**Exercise:**
The listing below holds pictures; exclude them. Return exactly the lines from the one with "Rebuild this screenshot" through the one with "FaDownload, FaFacebook, FaLinkedin".

Records from a collection:
___
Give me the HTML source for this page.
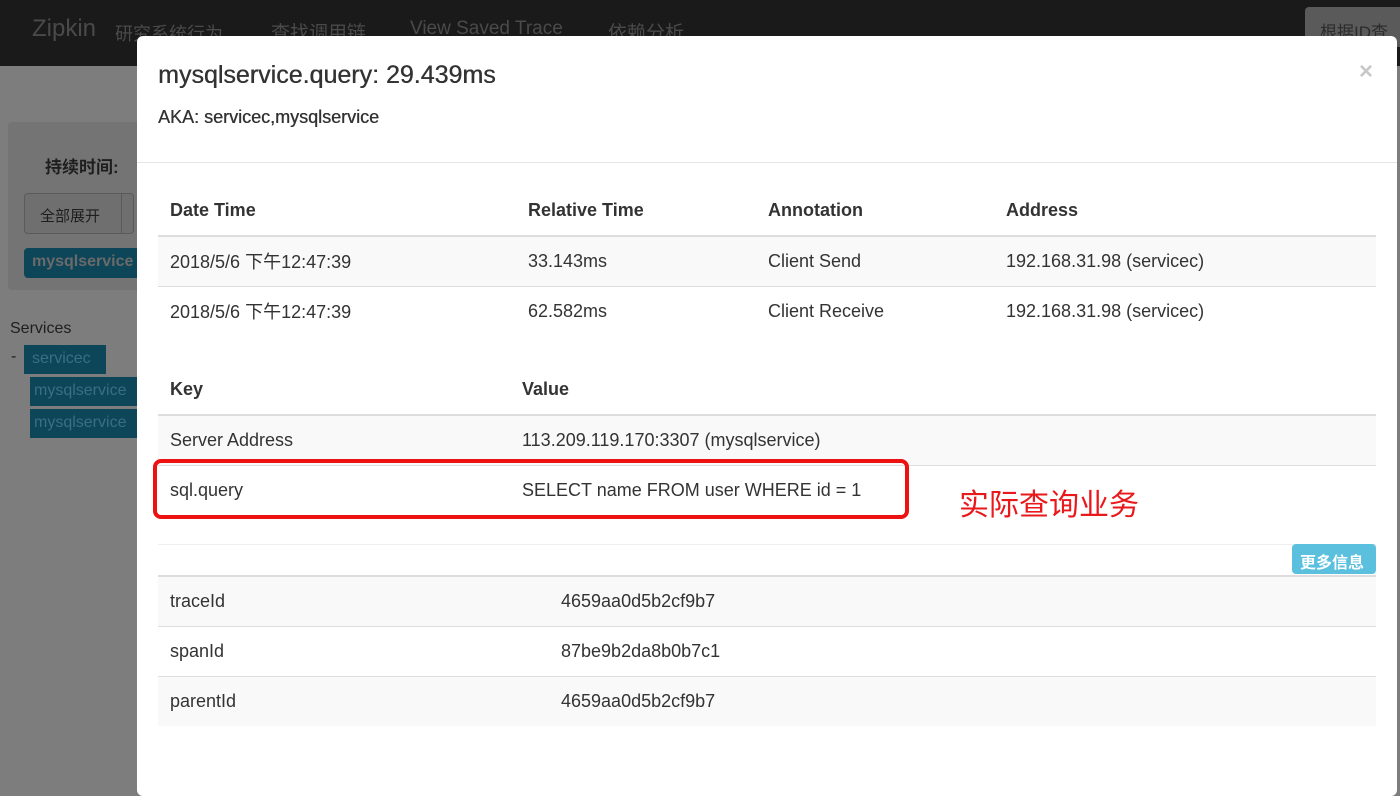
<!DOCTYPE html>
<html><head><meta charset="utf-8"><style>
*{margin:0;padding:0;box-sizing:border-box}
body{width:1400px;height:773px;overflow:hidden;background:#7d7d7d;font-family:"Liberation Sans","Noto Sans CJK SC",sans-serif;position:relative;color:#333}
.nav{position:absolute;left:0;top:0;width:1400px;height:66px;background:#1a1a1a}
.nav span{position:absolute;top:18px;color:#4a4a4a;font-size:19px}
.a{position:absolute}
.modal{position:absolute;left:137px;top:36px;width:1260px;height:760px;background:#fff;border-radius:6px}
table{border-collapse:collapse;position:absolute;left:21px;width:1218px;font-size:18px}
td,th{text-align:left;padding:0 12px;height:50px;vertical-align:middle}
th{font-weight:bold;border-bottom:2px solid #ddd}
td{border-top:1px solid #ddd}
tr.s td{background:#f9f9f9}
</style></head><body>
<div class="nav">
<span style="left:32px;font-size:24px;top:15px">Zipkin</span>
<span style="left:115px;font-size:18px;top:20px">研究系统行为</span>
<span style="left:271px">查找调用链</span>
<span style="left:410px">View Saved Trace</span>
<span style="left:608px">依赖分析</span>
</div>
<div class="a" style="left:1305px;top:7px;width:95px;height:40px;background:#5a5a5a;border-radius:4px 0 0 0;color:#2c2c2c;font-size:17px;padding:11px 0 0 15px">根据ID查找</div>
<div class="a" style="left:8px;top:122px;width:140px;height:168px;background:#747474;border-radius:4px"></div>
<div class="a" style="left:45px;top:153px;font-size:17px;font-weight:bold;color:#1e1e1e">持续时间:</div>
<div class="a" style="left:24px;top:193px;width:110px;height:41px;background:#6f6f6f;border:1px solid #5a5a5a;border-radius:4px;font-size:15px;color:#1e1e1e;padding:11px 0 0 15px">全部展开</div>
<div class="a" style="left:121px;top:193px;width:1px;height:41px;background:#5a5a5a"></div>
<div class="a" style="left:24px;top:248px;width:120px;height:30px;background:#0d4559;border-radius:4px;color:#6a6a6a;font-size:16px;font-weight:bold;padding:5px 0 0 8px">mysqlservice</div>
<div class="a" style="left:10px;top:320px;font-size:16px;color:#1e1e1e">Services</div>
<div class="a" style="left:11px;top:348px;font-size:16px;color:#1e1e1e">-</div>
<div class="a" style="left:24px;top:345px;width:82px;height:29px;background:#0d4559;color:#3a6f80;font-size:16px;padding:5px 0 0 8px">servicec</div>
<div class="a" style="left:30px;top:377px;width:110px;height:29px;background:#0d4559;color:#3a6f80;font-size:16px;padding:5px 0 0 4px">mysqlservice</div>
<div class="a" style="left:30px;top:409px;width:110px;height:29px;background:#0d4559;color:#3a6f80;font-size:16px;padding:5px 0 0 4px">mysqlservice</div>

<div class="modal">
<div class="a" style="left:21px;top:25px;font-size:25px;color:#333;text-shadow:0.4px 0 0 #333">mysqlservice.query: 29.439ms</div>
<div class="a" style="left:21px;top:71px;font-size:18px;color:#333;text-shadow:0.3px 0 0 #333">AKA: servicec,mysqlservice</div>
<div class="a" style="left:1222px;top:22px;font-size:24px;color:#c8c8c8;font-weight:bold">×</div>
<div class="a" style="left:0;top:126px;width:1260px;height:1px;background:#e5e5e5"></div>
<table style="top:150px">
<tr><th style="width:358px">Date Time</th><th style="width:240px">Relative Time</th><th style="width:238px">Annotation</th><th>Address</th></tr>
<tr class="s"><td>2018/5/6 下午12:47:39</td><td>33.143ms</td><td>Client Send</td><td>192.168.31.98 (servicec)</td></tr>
<tr><td>2018/5/6 下午12:47:39</td><td>62.582ms</td><td>Client Receive</td><td>192.168.31.98 (servicec)</td></tr>
</table>
<table style="top:329px">
<tr><th style="width:352px">Key</th><th>Value</th></tr>
<tr class="s"><td>Server Address</td><td>113.209.119.170:3307 (mysqlservice)</td></tr>
<tr><td>sql.query</td><td>SELECT name FROM user WHERE id = 1</td></tr>
</table>
<div class="a" style="left:21px;top:508px;width:1218px;height:1px;background:#eee"></div>
<div class="a" style="left:1155px;top:508px;width:84px;height:30px;background:#5bc0de;border-radius:4px;color:#fff;font-size:16px;font-weight:bold;padding:5px 0 0 8px">更多信息</div>
<table style="top:539px">
<tr class="s"><td style="width:391px;border-top:2px solid #ddd">traceId</td><td style="border-top:2px solid #ddd">4659aa0d5b2cf9b7</td></tr>
<tr><td>spanId</td><td>87be9b2da8b0b7c1</td></tr>
<tr class="s"><td>parentId</td><td>4659aa0d5b2cf9b7</td></tr>
</table>
<div class="a" style="left:16px;top:423px;width:756px;height:60px;border:4px solid #ee1111;border-radius:8px"></div>
<div class="a" style="left:822px;top:444px;font-size:30px;color:#e8181b">实际查询业务</div>
</div>
</body></html>
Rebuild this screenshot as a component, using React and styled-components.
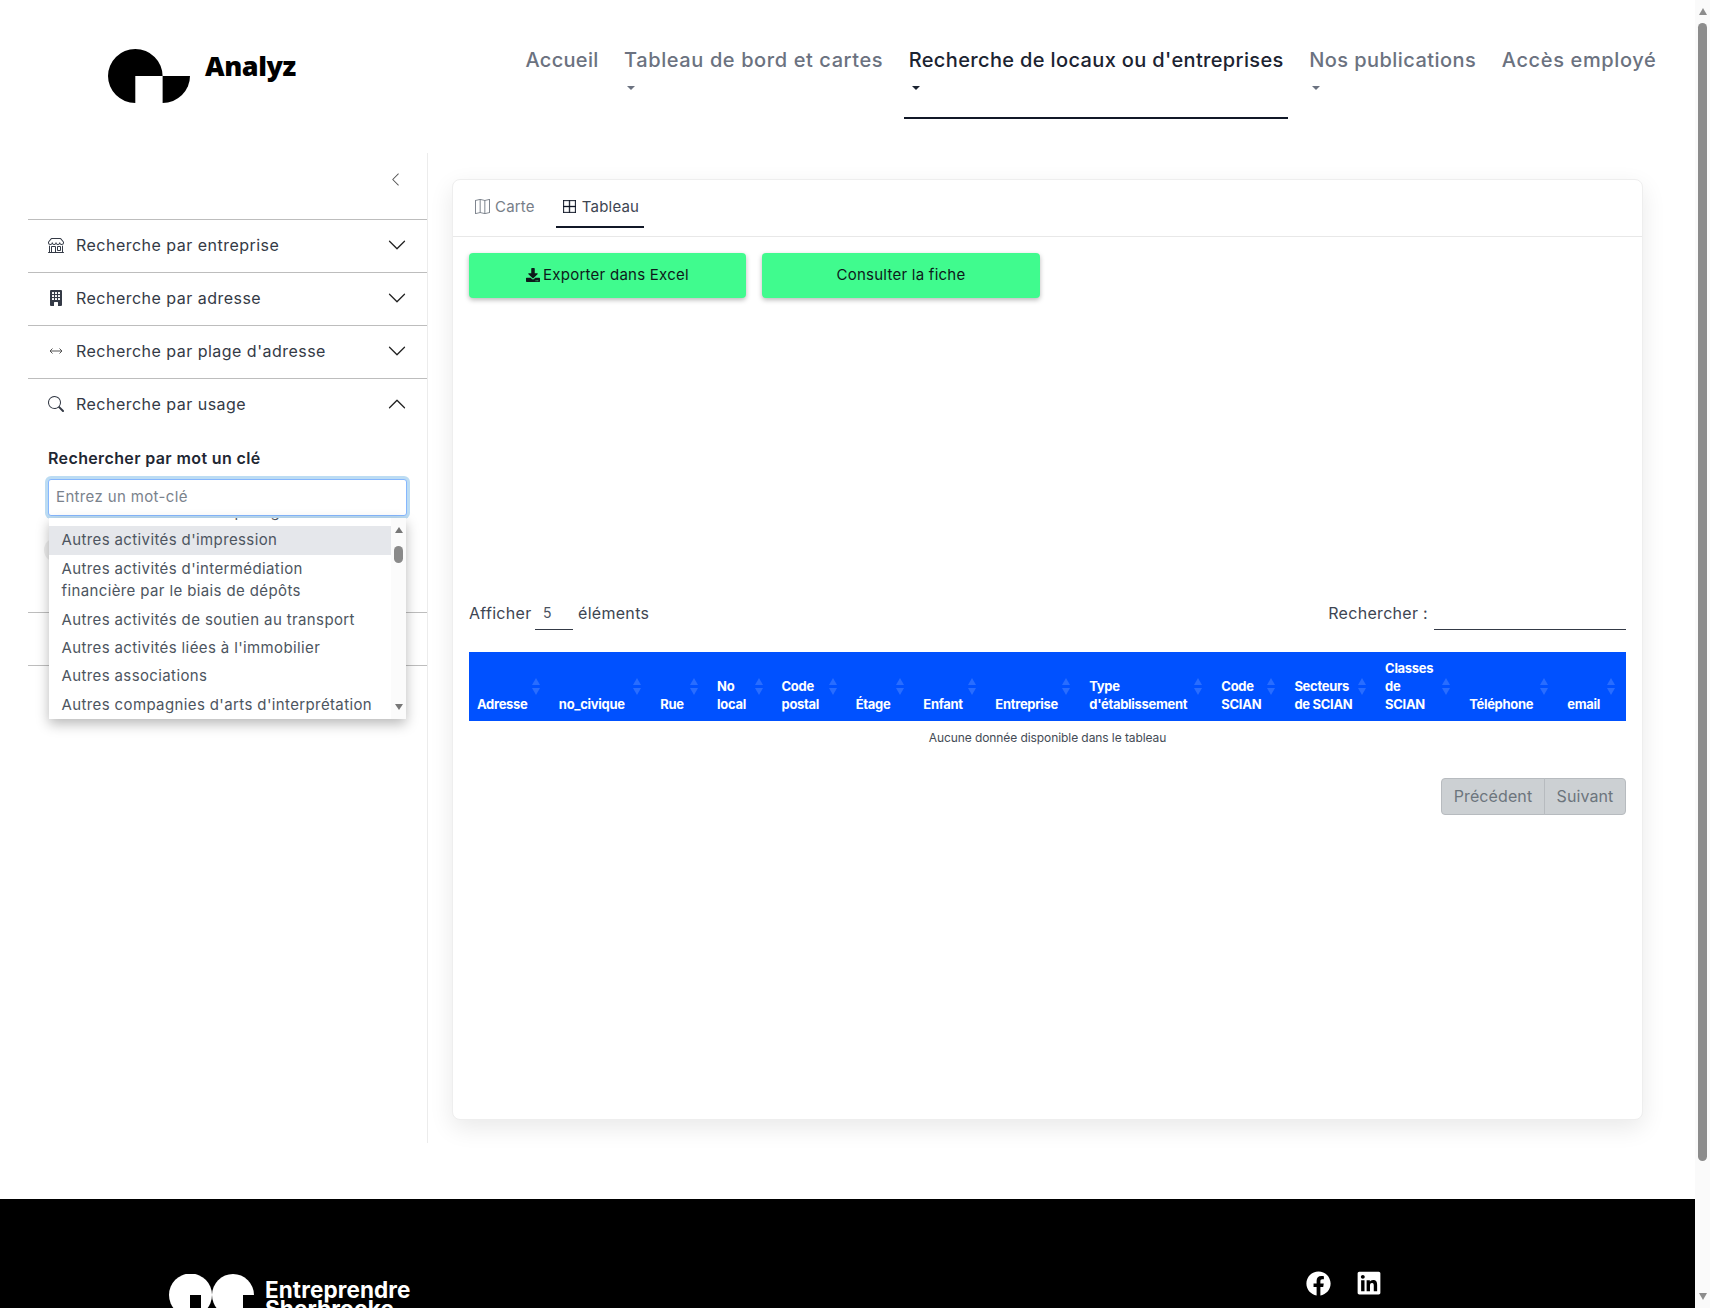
import React from "react";
import styled, { createGlobalStyle } from "styled-components";
import { BsShop, BsBuildingFill, BsSearch, BsChevronDown, BsChevronUp, BsChevronLeft, BsMap, BsBorderAll } from "react-icons/bs";
import { FaDownload, FaFacebook, FaLinkedin } from "react-icons/fa";

const Global = createGlobalStyle`
  html, body { margin: 0; padding: 0; height: 1308px; overflow: hidden; background: #fff; }
  body { font-family: Inter, "Open Sans", "Liberation Sans", sans-serif; color: #343a46; }
  * { box-sizing: border-box; }
`;

const Frame = styled.div`display: flex; height: 1308px; overflow: hidden;`;
const PageArea = styled.div`flex: 1; min-width: 0; display: flex; flex-direction: column;`;

const Triangle = styled.span`
  display: block; width: 0; height: 0;
  border-left: ${p => p.$w / 2}px solid transparent;
  border-right: ${p => p.$w / 2}px solid transparent;
  ${p => (p.$up ? "border-bottom" : "border-top")}: ${p => p.$h}px solid ${p => p.$color};
`;

const Rail = styled.div`
  width: 15px; background: #fafafa; display: flex; flex-direction: column; align-items: center;
  padding: 8px 0 8px;
`;
const RailThumb = styled.div`
  width: 9px; height: 1138px; margin-top: 8px; background: #8c8c8c; border-radius: 5px;
`;
const RailEnd = styled.div`margin-top: auto;`;

const Header = styled.header`height: 153px; display: flex; align-items: flex-start; flex: none;`;
const Brand = styled.div`display: flex; align-items: flex-start; padding: 49px 0 0 108px;`;
const BrandName = styled.span`
  margin: 0 0 0 15px; font-family: "Open Sans", sans-serif; font-weight: 800; font-size: 27px; line-height: 33px; color: #000; letter-spacing: -0.45px;
`;
const Nav = styled.nav`display: flex; margin: 45px 34px 0 auto; gap: 16.5px; height: 74px;`;
const NavItem = styled.a`
  padding: 0 4.5px; border-bottom: 2px solid ${p => (p.$active ? "#111827" : "transparent")};
  color: ${p => (p.$active ? "#1b2331" : "#6b7280")};
  font-size: 20px; font-weight: 500; line-height: 30px; letter-spacing: ${p => p.$ls || "0"};
  white-space: nowrap; display: flex; flex-direction: column; align-items: flex-start;
`;
const Caret = styled.span`margin: 11px 0 0 3px; display: block;`;

const Body = styled.div`display: flex; height: 990px; flex: none;`;
const Sidebar = styled.aside`
  width: 400px; margin-left: 28px; border-right: 1px solid #ececec; flex: none;
`;
const CollapseBar = styled.div`
  height: 66px; display: flex; justify-content: flex-end; padding: 19px 24px 0 0; color: #555; font-size: 15px;
`;
const Row = styled.div`
  height: 53px; border-top: 1px solid #bdbdbd; display: flex; align-items: center; padding: 0 20px 2px 20px;
  font-size: 16px; letter-spacing: 0.48px; color: #343a46;
  ${p => p.$last && "border-bottom: 1px solid #bdbdbd; height: 54px;"}
`;
const RowIcon = styled.span`width: 16px; height: 16px; display: flex; align-items: center; justify-content: center; margin-right: 12px; font-size: 16px; flex: none;`;
const RowChevron = styled.span`margin-left: auto; display: flex; font-size: 20px; color: #222;`;
const Panel = styled.div`height: 181px; padding: 15px 20px 0 20px; position: relative;`;
const FieldLabel = styled.div`font-size: 16px; font-weight: 600; line-height: 24px; color: #1f2733; letter-spacing: 0.37px;`;
const SearchBox = styled.div`position: relative; margin-top: 9px;`;
const KeywordInput = styled.div`
  height: 37px; border: 1px solid #86b7fe; border-radius: 3px; box-shadow: 0 0 0 3px #bcdcf3;
  padding: 0 7px; font-size: 15px; line-height: 34px; color: #7a828c; letter-spacing: 0.36px; background: #fff;
`;
const HiddenChip = styled.div`width: 60px; height: 24px; margin: 22px 0 0 -4px; border-radius: 12px; background: #eee;`;
const Dropdown = styled.div`
  position: absolute; top: 39px; left: 1px; width: 357px; height: 201px; background: #fff;
  box-shadow: 0 5px 12px rgba(0,0,0,.28); display: flex; overflow: hidden; z-index: 5;
`;
const OptionList = styled.div`flex: 1; min-width: 0; margin-top: -20px;`;
const Option = styled.div`
  padding: 3px 12.5px; font-size: 15px; line-height: 22.4px; color: #4d5560; letter-spacing: 0.38px;
  ${p => p.$hi && "background: #e5e7eb;"}
`;
const ListRail = styled.div`width: 15px; background: #fbfbfb; display: flex; flex-direction: column; align-items: center; padding: 9px 0 9px;`;
const ListThumb = styled.div`width: 9px; height: 17px; margin-top: 13px; border-radius: 5px; background: #8a8a8a;`;

const Main = styled.main`flex: 1; min-width: 0; padding: 26px 52px 23px 24px;`;
const Card = styled.section`
  height: 941px; background: #fff; border: 1px solid #eee; border-radius: 8px;
  box-shadow: 0 8px 24px rgba(0,0,0,.09);
`;
const Tabs = styled.div`height: 57px; border-bottom: 1px solid #e8e8e8; display: flex; gap: 15px; padding-left: 16px;`;
const Tab = styled.div`
  height: 48px; padding: 6px ${p => p.$right}px 0 ${p => p.$left}px; display: flex; align-items: center; gap: ${p => p.$gap}px; font-size: 15px; letter-spacing: 0.2px;
  color: ${p => (p.$active ? "#3d4552" : "#777e88")};
  border-bottom: 2px solid ${p => (p.$active ? "#111827" : "transparent")};
  svg { color: ${p => (p.$active ? "#111827" : "#777e88")}; ${p => p.$active && "stroke: currentColor; stroke-width: 0.5;"} }
`;
const Actions = styled.div`display: flex; gap: 16px; padding: 16px 0 0 16px;`;
const ActionButton = styled.button`
  width: ${p => p.$w}px; height: 45px; border: 0; border-radius: 4px; background: #40fb8e;
  box-shadow: 0 2px 5px rgba(0,0,0,.28); display: flex; align-items: center; justify-content: center; gap: 3px; padding: 0 0 2px;
  font-family: inherit; font-size: 15px; letter-spacing: 0.25px; color: #0d1a1a;
`;
const TableArea = styled.div`padding: 302px 16px 0 16px;`;
const Controls = styled.div`display: flex; align-items: flex-start; height: 30px;`;
const ControlText = styled.span`font-size: 16px; line-height: 26px; letter-spacing: 0.3px; color: #3d4552;`;
const SelectBox = styled.div`
  width: 38px; height: 30px; margin: 0 5px 0 3.5px; border-bottom: 1px solid #343a46; padding-left: 8px; font-size: 14px; line-height: 26px; color: #4a5260;
`;
const FilterInput = styled.div`width: 192px; height: 30px; margin-left: 6px; border-bottom: 1px solid #343a46;`;
const Push = styled.div`margin-left: auto;`;
const Table = styled.table`width: 100%; margin-top: 22px; border-collapse: collapse; table-layout: fixed;`;
const HeadCell = styled.th`
  position: relative; background: #0051ff; color: #fff; padding: 7px 8px 8px; text-align: left; vertical-align: bottom;
  font-size: 13px; line-height: 18px; font-weight: 700; letter-spacing: -0.3px; white-space: pre-line;
`;
const Sorter = styled.span`position: absolute; top: 26px; right: 11px; display: flex; flex-direction: column; gap: 3px;`;
const EmptyCell = styled.td`height: 32px; text-align: center; font-size: 12px; color: #444b55; letter-spacing: -0.08px; padding: 0;`;
const Pager = styled.div`display: flex; justify-content: flex-end; margin-top: 25px;`;
const PageButton = styled.div`
  height: 37px; width: ${p => p.$w}px; background: #ccd0d3; border: 1px solid #b7bbbf; color: #6c757d; font-size: 16px; line-height: 35px;
  text-align: center; letter-spacing: 0.1px;
  border-radius: ${p => (p.$first ? "4px 0 0 4px" : "0 4px 4px 0")};
  ${p => !p.$first && "margin-left: -1px;"}
`;

const Footer = styled.footer`
  margin-top: 56px; height: 109px; flex: none; background: #000; overflow: hidden; display: flex; align-items: flex-start; padding: 71px 313px 0 169px;
`;
const FooterBrand = styled.div`display: flex; align-items: flex-start; padding-top: 4px;`;
const FooterName = styled.div`
  margin: 6px 0 0 11px; color: #fff; font-size: 22.5px; font-weight: 700; line-height: 19px; letter-spacing: 0.1px; white-space: pre-line;
`;
const Socials = styled.div`margin-left: auto; display: flex; align-items: center; gap: 25px; color: #fff;`;

const columns = [
  ["Adresse", 81.8], ["no_civique", 101.4], ["Rue", 56.7], ["No\nlocal", 64.4], ["Code\npostal", 74.1], ["Étage", 67.6], ["Enfant", 72],
  ["Entreprise", 93.8], ["Type\nd'établissement", 132], ["Code\nSCIAN", 73], ["Secteurs\nde SCIAN", 90.6], ["Classes\nde\nSCIAN", 84], ["Téléphone", 98], ["email", 66.6],
];

const options = [
  "Autres activités d'entreposage", "Autres activités d'impression", "Autres activités d'intermédiation financière par le biais de dépôts",
  "Autres activités de soutien au transport", "Autres activités liées à l'immobilier", "Autres associations", "Autres compagnies d'arts d'interprétation",
];

const LogoMark = () => (
  <svg width="82" height="54" viewBox="0 0 82 54">
    <path d="M27.3 54A27.3 27 0 1 1 54.6 27H27.3Z" fill="#000" />
    <path d="M54.6 27H82A27.4 27 0 0 1 54.6 54Z" fill="#000" />
  </svg>
);

const FooterMark = () => (
  <svg width="85" height="40" viewBox="0 0 85 40">
    <circle cx="21.5" cy="21" r="21.5" fill="#fff" />
    <circle cx="64" cy="21" r="21" fill="#fff" />
    <rect x="74" y="21" width="11" height="19" fill="#000" />
    <rect x="21" y="21" width="11" height="19" fill="#000" />
  </svg>
);

const ArrowsIcon = () => (
  <svg width="16" height="16" viewBox="0 0 16 16" fill="none" stroke="#555" strokeWidth="1">
    <path d="M2 8h12M4.5 5.5 2 8l2.5 2.5M11.5 5.5 14 8l-2.5 2.5" />
  </svg>
);

const AccordionRow = ({ icon, label, open, last }) => (
  <Row $last={last}>
    {icon && <RowIcon>{icon}</RowIcon>}
    {label}
    <RowChevron>{open ? <BsChevronUp /> : <BsChevronDown />}</RowChevron>
  </Row>
);

export default function App() {
  return (
    <Frame>
      <Global />
      <PageArea>
        <Header>
          <Brand>
            <LogoMark />
            <BrandName>Analyz</BrandName>
          </Brand>
          <Nav>
            <NavItem $ls="0.3px">Accueil</NavItem>
            <NavItem $ls="0.6px">Tableau de bord et cartes<Caret><Triangle $w={8} $h={4} $color="#6b7280" /></Caret></NavItem>
            <NavItem $active $ls="0.36px">Recherche de locaux ou d'entreprises<Caret><Triangle $w={8} $h={4} $color="#1b2331" /></Caret></NavItem>
            <NavItem $ls="0.44px">Nos publications<Caret><Triangle $w={8} $h={4} $color="#6b7280" /></Caret></NavItem>
            <NavItem $ls="0.64px">Accès employé</NavItem>
          </Nav>
        </Header>
        <Body>
          <Sidebar>
            <CollapseBar><BsChevronLeft /></CollapseBar>
            <AccordionRow icon={<BsShop />} label="Recherche par entreprise" />
            <AccordionRow icon={<BsBuildingFill />} label="Recherche par adresse" />
            <AccordionRow icon={<ArrowsIcon />} label="Recherche par plage d'adresse" />
            <AccordionRow icon={<BsSearch />} label="Recherche par usage" open />
            <Panel>
              <FieldLabel>Rechercher par mot un clé</FieldLabel>
              <SearchBox>
                <KeywordInput>Entrez un mot-clé</KeywordInput>
                <Dropdown>
                  <OptionList>
                    {options.map((o, i) => <Option key={o} $hi={i === 1}>{o}</Option>)}
                  </OptionList>
                  <ListRail>
                    <Triangle $up $w={9} $h={6} $color="#777" />
                    <ListThumb />
                    <RailEnd><Triangle $w={9} $h={6} $color="#777" /></RailEnd>
                  </ListRail>
                </Dropdown>
              </SearchBox>
              <HiddenChip />
            </Panel>
            <AccordionRow last />
          </Sidebar>
          <Main>
            <Card>
              <Tabs>
                <Tab $left={6} $right={6} $gap={5}><BsMap size={15} />Carte</Tab>
                <Tab $active $left={7} $right={4.5} $gap={6}><BsBorderAll size={13} />Tableau</Tab>
              </Tabs>
              <Actions>
                <ActionButton $w={277}><FaDownload size={14} />Exporter dans Excel</ActionButton>
                <ActionButton $w={278}>Consulter la fiche</ActionButton>
              </Actions>
              <TableArea>
                <Controls>
                  <ControlText>Afficher</ControlText>
                  <SelectBox>5</SelectBox>
                  <ControlText>éléments</ControlText>
                  <Push />
                  <ControlText>Rechercher :</ControlText>
                  <FilterInput />
                </Controls>
                <Table>
                  <colgroup>{columns.map(([n, w]) => <col key={n} style={{ width: w }} />)}</colgroup>
                  <thead>
                    <tr>
                      {columns.map(([n]) => (
                        <HeadCell key={n}>
                          {n}
                          <Sorter>
                            <Triangle $up $w={8} $h={7} $color="rgba(255,255,255,.16)" />
                            <Triangle $w={8} $h={7} $color="rgba(255,255,255,.16)" />
                          </Sorter>
                        </HeadCell>
                      ))}
                    </tr>
                  </thead>
                  <tbody>
                    <tr><EmptyCell colSpan={14}>Aucune donnée disponible dans le tableau</EmptyCell></tr>
                  </tbody>
                </Table>
                <Pager>
                  <PageButton $first $w={104}>Précédent</PageButton>
                  <PageButton $w={82}>Suivant</PageButton>
                </Pager>
              </TableArea>
            </Card>
          </Main>
        </Body>
        <Footer>
          <FooterBrand>
            <FooterMark />
            <FooterName>{"Entreprendre\nSherbrooke"}</FooterName>
          </FooterBrand>
          <Socials>
            <FaFacebook size={25} />
            <FaLinkedin size={26} />
          </Socials>
        </Footer>
      </PageArea>
      <Rail>
        <Triangle $up $w={9} $h={7} $color="#8c8c8c" />
        <RailThumb />
        <RailEnd><Triangle $w={9} $h={7} $color="#8c8c8c" /></RailEnd>
      </Rail>
    </Frame>
  );
}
___
**Output of the task:**
Rebuild this screenshot as a component, using React and styled-components.
import React from "react";
import styled, { createGlobalStyle } from "styled-components";
import { BsShop, BsBuildingFill, BsSearch, BsChevronDown, BsChevronUp, BsChevronLeft, BsMap, BsBorderAll } from "react-icons/bs";
import { FaDownload, FaFacebook, FaLinkedin } from "react-icons/fa";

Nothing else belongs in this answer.